2. Exemption Application. Further, the entity must make available without charge its application for tax exempt status, including all supporting documentation submitted to the IRS but NOT including “materials required to be withheld from public inspection which is defined as “ Trade secrets, patents, processes, styles of work or apparatus for which withholding was requested and granted,” as well as any “national defense material.” Additionally,


· The exempt organization also need not disclose documents relating to unfavorable rulings or determination letters issues in response to applications for tax exemption, or

· Ruling or determination letters revoking or modifying a favorable determination letter, or

· Technical advice memoranda relating to a disapproved application for tax exemption or the revocation or modification of a favorable determination letter, or

· Any letter or document filed with or issued by the IRS relating to whether a proposed or accomplished transaction is a prohibited transaction under section 503, or

· General communications between the IRS and the entity which may relate to its tax exempt status as an organization but does not relate to the “organization’s application for tax exemption.”

Clearly the intent of the above statute is to give the public access to documentation relating directly to the successful application but not to necessarily allow the public to wade through the efforts of the entity to achieve or maintain status or to gain access to trade secrets and the like. The public should know why exempt status was achieved; but not the details of how it was achieved or the proprietary assets of the entity.

The rules should be reviewed by any entity suddenly receiving such a request to make sure the refusal or agreement is in conformity with the latest law.



The documents to be examined should be made available to the public at the organizations regular principal office during regular business hours. The organization may have an employee present during the examination but the examining party must be able to make notes and make copies at no charge if the examining party brings its own photocopying equipment.
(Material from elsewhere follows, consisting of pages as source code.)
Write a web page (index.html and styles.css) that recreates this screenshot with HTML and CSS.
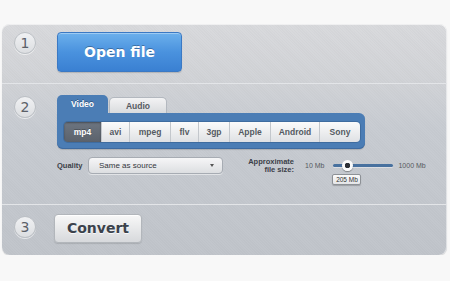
FILE: index.html
```html
<!DOCTYPE html>
<html>
<head>
<meta charset="utf-8">
<link rel="stylesheet" href="styles.css">
</head>
<body>
<div class="panel">
  <div class="step s1">
    <div class="num">1</div>
    <div class="btn-open">Open file</div>
  </div>
  <div class="step s2">
    <div class="num">2</div>
    <div class="content">
      <div class="tabs">
        <div class="tab tab-video">Video</div>
        <div class="tab tab-audio">Audio</div>
      </div>
      <div class="box">
        <div class="formats">
          <div class="fmt active" style="width:37px">mp4</div>
          <div class="fmt" style="width:28px">avi</div>
          <div class="fmt" style="width:41px">mpeg</div>
          <div class="fmt" style="width:28px">flv</div>
          <div class="fmt" style="width:31px">3gp</div>
          <div class="fmt" style="width:41px">Apple</div>
          <div class="fmt" style="width:49px">Android</div>
          <div class="fmt" style="width:41px">Sony</div>
        </div>
      </div>
      <div class="options">
        <div class="q-label">Quality</div>
        <div class="select"><span>Same as source</span><span class="caret"></span></div>
        <div class="size-label">Approximate<br>file size:</div>
        <div class="min">10 Mb</div>
        <div class="track">
          <div class="thumb"></div>
          <div class="tip">205 Mb</div>
        </div>
        <div class="max">1000 Mb</div>
      </div>
    </div>
  </div>
  <div class="step s3">
    <div class="num">3</div>
    <div class="btn-convert">Convert</div>
  </div>
</div>
</body>
</html>
```

FILE: styles.css
```css
html, body {
  margin: 0;
  padding: 0;
}
body {
  background: #f8f8f8;
  font-family: "Liberation Sans", Arial, sans-serif;
}
.panel {
  margin: 24px 0 0 2px;
  width: 445px;
  height: 231px;
  border-radius: 8px;
  overflow: hidden;
  background:
    repeating-linear-gradient(45deg, rgba(255,255,255,0.025) 0 1px, rgba(0,0,0,0.01) 1px 2px),
    linear-gradient(#d8d9dc 0%, #d0d2d6 25%, #c7cbd1 45%, #c0c4ca 100%);
  box-shadow: inset 0 1px 0 rgba(255,255,255,0.6), inset -1px 0 0 rgba(255,255,255,0.5), 0 1px 1px rgba(0,0,0,0.12);
}
.step {
  display: flex;
  align-items: flex-start;
  padding-left: 12px;
  box-sizing: border-box;
}
.s1 { height: 59px; padding-top: 8px; }
.s2 { height: 121px; padding-top: 11px; border-top: 1px solid #e3e5e8; }
.s3 { height: 51px; padding-top: 9px; border-top: 1px solid #e3e5e8; }
.num {
  width: 22px;
  height: 22px;
  box-sizing: border-box;
  border-radius: 50%;
  background: linear-gradient(#f0f1f3, #dcdee1);
  border: 1px solid #bcc0c5;
  box-shadow: 0 1px 0 rgba(255,255,255,0.6);
  font-family: "DejaVu Sans", sans-serif;
  font-size: 14px;
  line-height: 20px;
  text-align: center;
  color: #5b6068;
}
.s2 .num { margin-top: 1px; }
.s3 .num { margin-top: 2px; }
.btn-open {
  margin-left: 21px;
  width: 125px;
  height: 40px;
  box-sizing: border-box;
  border: 1px solid #3b79c4;
  border-radius: 4px;
  background: linear-gradient(#6cb0ec, #4a92de 50%, #3a80d2);
  box-shadow: inset 0 1px 0 rgba(255,255,255,0.35), 0 1px 1px rgba(0,0,0,0.15);
  color: #fff;
  font-family: "DejaVu Sans", sans-serif;
  font-weight: bold;
  font-size: 14px;
  line-height: 38px;
  text-align: center;
  text-shadow: 0 -1px 0 rgba(0,0,0,0.3);
}
.content {
  margin-left: 21px;
  display: flex;
  flex-direction: column;
}
.tabs {
  display: flex;
  align-items: flex-end;
  height: 18px;
}
.tab {
  font-weight: bold;
  font-size: 8.5px;
  text-align: center;
  box-sizing: border-box;
  border-radius: 5px 5px 0 0;
}
.tab-video {
  width: 51px;
  height: 18px;
  background: #4b7db5;
  color: #fff;
  line-height: 19px;
  text-shadow: 0 -1px 0 rgba(0,0,0,0.3);
}
.tab-audio {
  width: 58px;
  height: 16px;
  margin-left: 1px;
  background: linear-gradient(#f3f3f4, #d9dbde);
  border: 1px solid #b3b8bf;
  border-bottom: none;
  color: #555a61;
  line-height: 17px;
}
.box {
  width: 308px;
  box-sizing: border-box;
  padding: 9px 5px 7px 7px;
  background: #4b7db5;
  border-radius: 0 6px 6px 6px;
  box-shadow: inset 0 -1px 0 #3e6a9f, 0 1px 1px rgba(0,0,0,0.15);
}
.formats {
  display: flex;
  height: 20px;
  border-radius: 4px;
  overflow: hidden;
  box-shadow: 0 0 0 1px #3f6c9f;
}
.fmt {
  height: 20px;
  box-sizing: border-box;
  background: linear-gradient(#fbfbfb, #dfe1e4);
  border-left: 1px solid #c3c7cc;
  color: #545a62;
  font-weight: bold;
  font-size: 8.5px;
  line-height: 20px;
  text-align: center;
}
.fmt:first-child { border-left: none; }
.fmt.active {
  background: linear-gradient(#6d7580, #5b626c);
  color: #fff;
  box-shadow: inset 0 1px 2px rgba(0,0,0,0.35);
  text-shadow: 0 -1px 0 rgba(0,0,0,0.3);
}
.options {
  display: flex;
  align-items: center;
  margin-top: 8px;
  height: 17px;
}
.q-label {
  width: 31px;
  font-weight: bold;
  font-size: 7.5px;
  color: #3b4048;
}
.select {
  width: 135px;
  height: 17px;
  box-sizing: border-box;
  display: flex;
  align-items: center;
  justify-content: space-between;
  padding: 0 8px 0 10px;
  border: 1px solid #a7acb3;
  border-radius: 4px;
  background: linear-gradient(#f6f6f7, #dcdee1);
  box-shadow: 0 1px 0 rgba(255,255,255,0.5);
  font-size: 8px;
  color: #33373d;
}
.caret {
  width: 0;
  height: 0;
  border-left: 2.5px solid transparent;
  border-right: 2.5px solid transparent;
  border-top: 3px solid #555;
}
.size-label {
  margin-left: 25px;
  width: 46px;
  text-align: right;
  font-weight: bold;
  font-size: 7.5px;
  line-height: 8px;
  color: #3b4048;
  padding-top: 1px;
}
.min {
  margin-left: 11px;
  font-size: 7px;
  color: #555a61;
}
.track {
  position: relative;
  margin-left: 9px;
  width: 60px;
  height: 3px;
  border-radius: 2px;
  background: #48719f;
  box-shadow: 0 1px 0 rgba(255,255,255,0.4);
}
.thumb {
  position: absolute;
  left: 9px;
  top: -4px;
  width: 11px;
  height: 11px;
  box-sizing: border-box;
  border-radius: 50%;
  background: radial-gradient(circle, #2d3036 0 2.5px, #fafafa 3px);
  box-shadow: 0 1px 1px rgba(0,0,0,0.35);
}
.tip {
  position: absolute;
  left: -1px;
  top: 10px;
  width: 29px;
  height: 11px;
  box-sizing: border-box;
  border: 1px solid #8d9196;
  border-radius: 2px;
  background: linear-gradient(#fafafa, #e4e5e7);
  box-shadow: 0 1px 1px rgba(0,0,0,0.2);
  font-size: 6.5px;
  line-height: 9px;
  text-align: center;
  color: #333;
}
.max {
  margin-left: 5px;
  font-size: 7px;
  color: #555a61;
}
.btn-convert {
  margin-left: 18px;
  width: 88px;
  height: 29px;
  box-sizing: border-box;
  border: 1px solid #b2b6bb;
  border-radius: 4px;
  background: linear-gradient(#f8f8f8, #d7d9dc);
  box-shadow: inset 0 1px 0 #fff, 0 1px 1px rgba(0,0,0,0.12);
  color: #3b424c;
  font-family: "DejaVu Sans", sans-serif;
  font-weight: bold;
  font-size: 14px;
  line-height: 27px;
  text-align: center;
  text-shadow: 0 1px 0 rgba(255,255,255,0.8);
}
```
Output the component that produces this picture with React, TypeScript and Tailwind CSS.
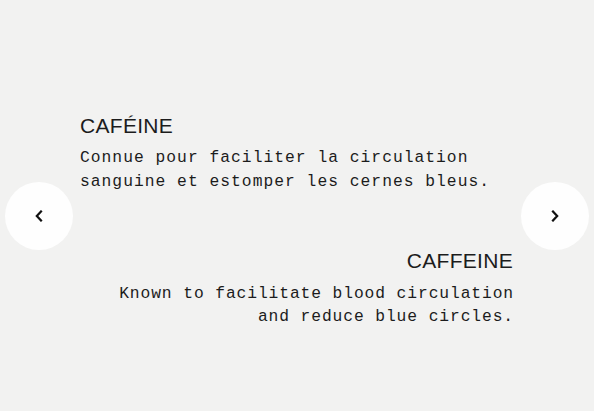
import React from "react";

const Chevron = ({ dir }: { dir: "left" | "right" }) => (
  <svg width="10" height="12" viewBox="0 0 10 12" fill="none">
    {dir === "left" ? (
      <path d="M7 1.5 L2.8 6 L7 10.5" stroke="#111" strokeWidth="2.2" strokeLinecap="square" />
    ) : (
      <path d="M3 1.5 L7.2 6 L3 10.5" stroke="#111" strokeWidth="2.2" strokeLinecap="square" />
    )}
  </svg>
);

export default function App() {
  const mono = { fontFamily: '"Liberation Mono", "DejaVu Sans Mono", monospace' };
  const sans = { fontFamily: '"Liberation Sans", Arial, sans-serif' };
  return (
    <div className="w-[594px] h-[411px] bg-[#f2f2f1] flex items-center px-[5px] pt-[21px] text-[#1c1c1c]">
      <button className="w-[68px] h-[68px] shrink-0 rounded-full bg-[#fefefe] flex items-center justify-center">
        <Chevron dir="left" />
      </button>
      <div className="flex-1 ml-[7px] mr-[7px] mt-[8px] flex flex-col">
        <div className="flex flex-col items-start">
          <h2 className="text-[21px] leading-[28px] tracking-[0.3px]" style={sans}>
            CAFÉINE
          </h2>
          <p className="mt-[6px] text-[16.3px] leading-[24px] tracking-[1.02px]" style={mono}>
            Connue pour faciliter la circulation
            <br />
            sanguine et estomper les cernes bleus.
          </p>
        </div>
        <div className="mt-[53px] flex flex-col items-end text-right">
          <h2 className="text-[21px] leading-[28px] tracking-[0.3px] mr-[1px]" style={sans}>
            CAFFEINE
          </h2>
          <p className="mt-[7px] text-[16.3px] leading-[23px] tracking-[0.9px]" style={mono}>
            Known to facilitate blood circulation
            <br />
            and reduce blue circles.
          </p>
        </div>
      </div>
      <button className="w-[68px] h-[68px] shrink-0 rounded-full bg-[#fefefe] flex items-center justify-center">
        <Chevron dir="right" />
      </button>
    </div>
  );
}
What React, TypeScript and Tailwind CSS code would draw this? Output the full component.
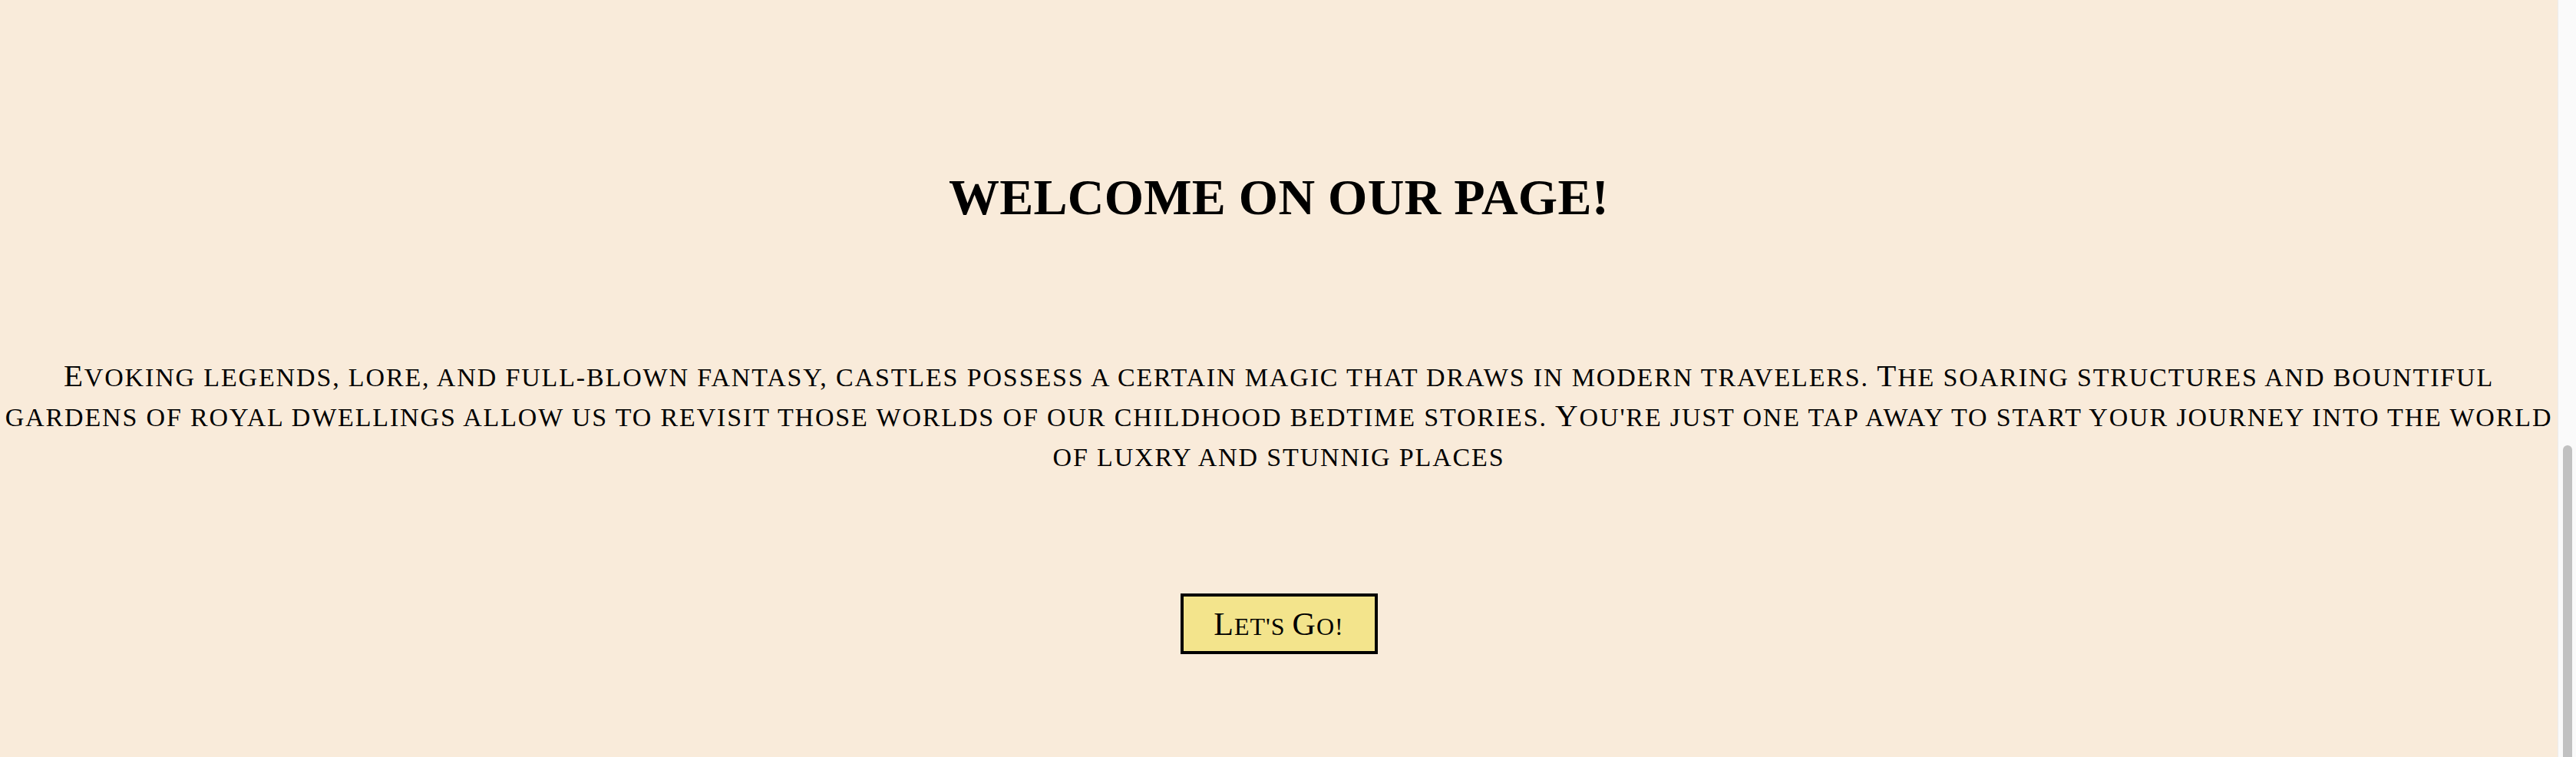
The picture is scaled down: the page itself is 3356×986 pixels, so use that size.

If there is no regular office, the organization must still make the documents available for copying within two weeks at a “reasonable location” of the organization’s choice. Alternatively, the organization may copy and send the documents to the person requesting them, at no charge, again within two weeks.



An exempt organization must also provide a copy of all or any specific part or schedule of its three most recent annual information returns and/or exemption applications to ANYONE who requests a copy either in person or in writing at its principal office. If the request is made in person, the copy must be provided the same business day the request is made unless there are unusual circumstances. If by mail, the request must be honored within thirty days from the date the request is received.

The request must meet three criteria, however:

1. The request must be addressed to the exempt organizations’ principal office

2. It is sent by mail or e mail, fax or a private delivery service approved by the IRS, and

3. Gives the address to where the copy of the document should be sent.

If the organization wishes to charge for the cost of copying such documents, it may charge a “reasonable fee” which the IRS defines as no more than the IRS charges for its own copying costs which, as of June 2001, was one dollar for the first page and fifteen cents for each additional page, plus actual postage costs. The thirty days to respond may run from when the money is received after request by the organization.

Should the organization make the information “widely available,” then it need not respond to the request. By “widely available” is meant posting on the web or equivalent means of wide dissemination.



The IRS provides relatively stiff penalties for the entity that fails to comply with the law.

For failure to allow public inspection of annual returns, it is twenty dollars for each day after the deadline that the failure continues, with a maximum of ten thousand dollars total fine.

For failure to allow public inspection of the exemption application, the penalty is twenty dollars for each day the failure continues.

The penalty for willful failure to allow public inspection of a return or exemption application is five thousand dollars for each return or application and the same penalty also applies to a willful failure to provide copies.



The key question that will confront an organization receiving such a request is whether any of the information in the exemption application or annual information returns is a trade secret or so confidential that it should not be disclosed. At that point, discussions can ensue with the requesting party to determine the purpose of the inquiry and if a restriction can be voluntarily agreed upon. If not, then legal counsel should immediately be contacted so that the IRS may be brought into the discussion and a ruling achieved before a penalty ensues for at the least one should seek to avoid the high cost of the “willful failure” provision above.

Most people requesting the information wish to use it for their own application or wish to confirm that the foundation is operating in conformity with its exempt purposes. Such efforts, while time consuming for the foundation, are certainly appropriate given the special tax treatment afforded foundations and compliance with such reasonable requests is simply one more price one must pay for the advantages of tax exemption.